Start with a star schema for the warehouse as a whole. Default to denormalized dimensions; treat snowflaking as a deliberate exception for specific dimensions or attribute groups. This default produces simpler SQL, easier BI integration, and faster onboarding for analysts joining the project.

Snowflake a dimension's hierarchy when the hierarchy changes frequently and the parent levels have many child rows depending on them. If categories change names monthly and each category has thousands of products, the write cost in a star schema is real and recurring. The same hierarchy where categories are stable doesn't need snowflaking.

Snowflake attribute groups with high NULL density. When an attribute set applies to only a minority of dimension rows (specialized supplier-certification fields that exist only for some suppliers; product-regulatory attributes that apply only to regulated SKUs), splitting them into their own table keeps the parent dimension lean and avoids large numbers of NULL columns. Kimball's "mini-dimension" pattern addresses a related but distinct problem: extracting a small set of frequently-changing attributes (often demographic or behavioral flags) into a separate compact dimension keyed directly from the fact table. The mini-dimension reduces the cost of Type 2 versioning on the volatile attributes by separating them from the stable ones, rather than reducing NULL density in the parent dimension. The two techniques can compose, but they aren't the same move.

Snowflake hierarchies that are shared across multiple dimensions. Date is the canonical case. Geography is the next most common. Currency is a third. When the same hierarchy underlies several dimensions, normalize it once and reference it from everywhere, even if those dimensions are otherwise star-shaped.

Resist snowflaking for storage reasons alone. Storage on modern columnar warehouses is rarely the binding constraint. If the argument for snowflaking a dimension reduces to "the denormalized version uses more disk," check the actual disk numbers before acting on it; the answer is usually that columnar compression has already solved the problem.

Resist snowflaking for the sake of relational purity. Dimensional models are designed for reading. Normalization is a write-time discipline that protects against update anomalies, which dimensional tables are largely insulated from by their slowly-changing patterns and their controlled load processes. The relational arguments for normalization don't transfer cleanly to the dimensional layer.

Mix freely. A warehouse can have a star-shaped product dimension, a snowflaked date dimension, a snowflaked geography hierarchy referenced from three dimensions, and star-shaped customer and supplier dimensions, and that mixed schema is the right answer to the actual constraints rather than a violation of an idealized model. Mixed schemas are sometimes called "starflake" schemas in informal practitioner usage, though Kimball discourages the term in published work as more confusing than clarifying; the underlying point is that the textbook star-or-snowflake choice is a false dichotomy at warehouse scale.

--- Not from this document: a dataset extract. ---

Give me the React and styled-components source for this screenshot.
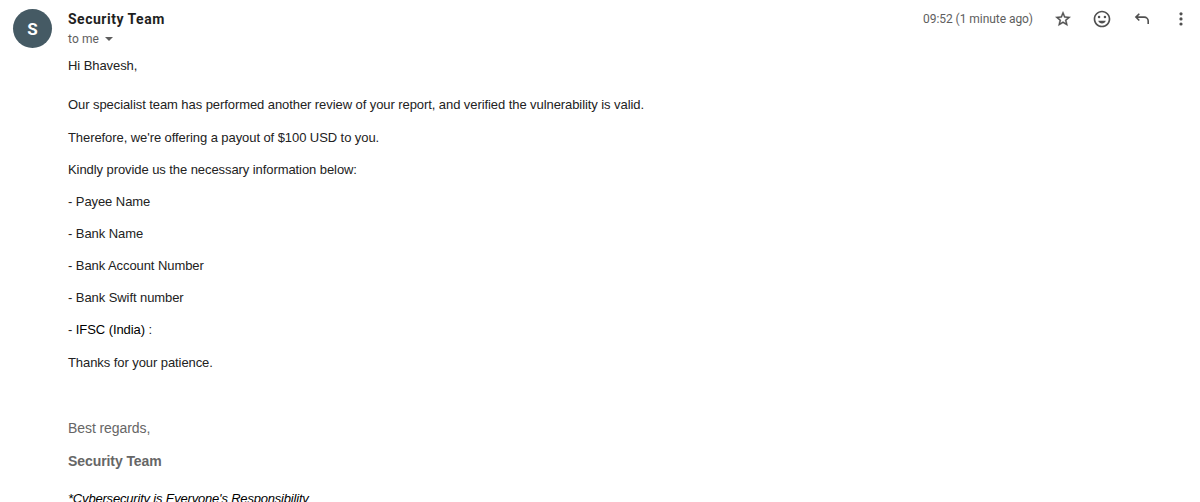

When star vs snowflake doesn't matter

For many production workloads the schema choice has no measurable impact. Warehouses with stable dimensions, modest fact-table volumes, and reports that filter on a handful of high-cardinality attributes typically run at the same speed under either schema. Modern columnar engines compress denormalized columns aggressively and execute multi-join plans efficiently. The query patterns that historically separated star from snowflake performance, deep hierarchy traversal under tight latency targets, are now rare enough in analytical reporting that schema purity rarely drives observable behavior.

The cases where the choice does matter are specific: high-volume dimension updates against denormalized stars, workloads that query intermediate hierarchy levels independently, and shared hierarchies referenced from multiple dimensions. Outside those, the right answer is whichever shape the warehouse can be loaded and maintained most reliably, which is usually the one the team already understands.

Closing

The star vs snowflake choice is no longer a binary one. The historical comparisons set up an oppositional framing that the current generation of analytical engines has partly dissolved. The honest decision rule is to default to star, snowflake specific dimensions or attribute groups where the conditions warrant it, and treat schema purity as the wrong goal. The dimensional modeling pillar covers the underlying mechanics, the slowly changing dimensions article covers the change-handling that interacts with snowflaked hierarchies, and the warehouse-loading pillar covers the operational implications of mixed-schema loading. The normalization and denormalization article covers the broader trade-off that the star-versus-snowflake choice is one instance of.

Reference

The dimensional model and the star / snowflake distinction are codified across Ralph Kimball's published work.

Ralph Kimball and Margy Ross, The Data Warehouse Toolkit: The Definitive Guide to Dimensional Modeling, 3rd ed., Wiley, 2013. The foundational treatment of dimensional modeling, including the star schema as the default form and the conditions under which snowflaking specific dimensions becomes appropriate.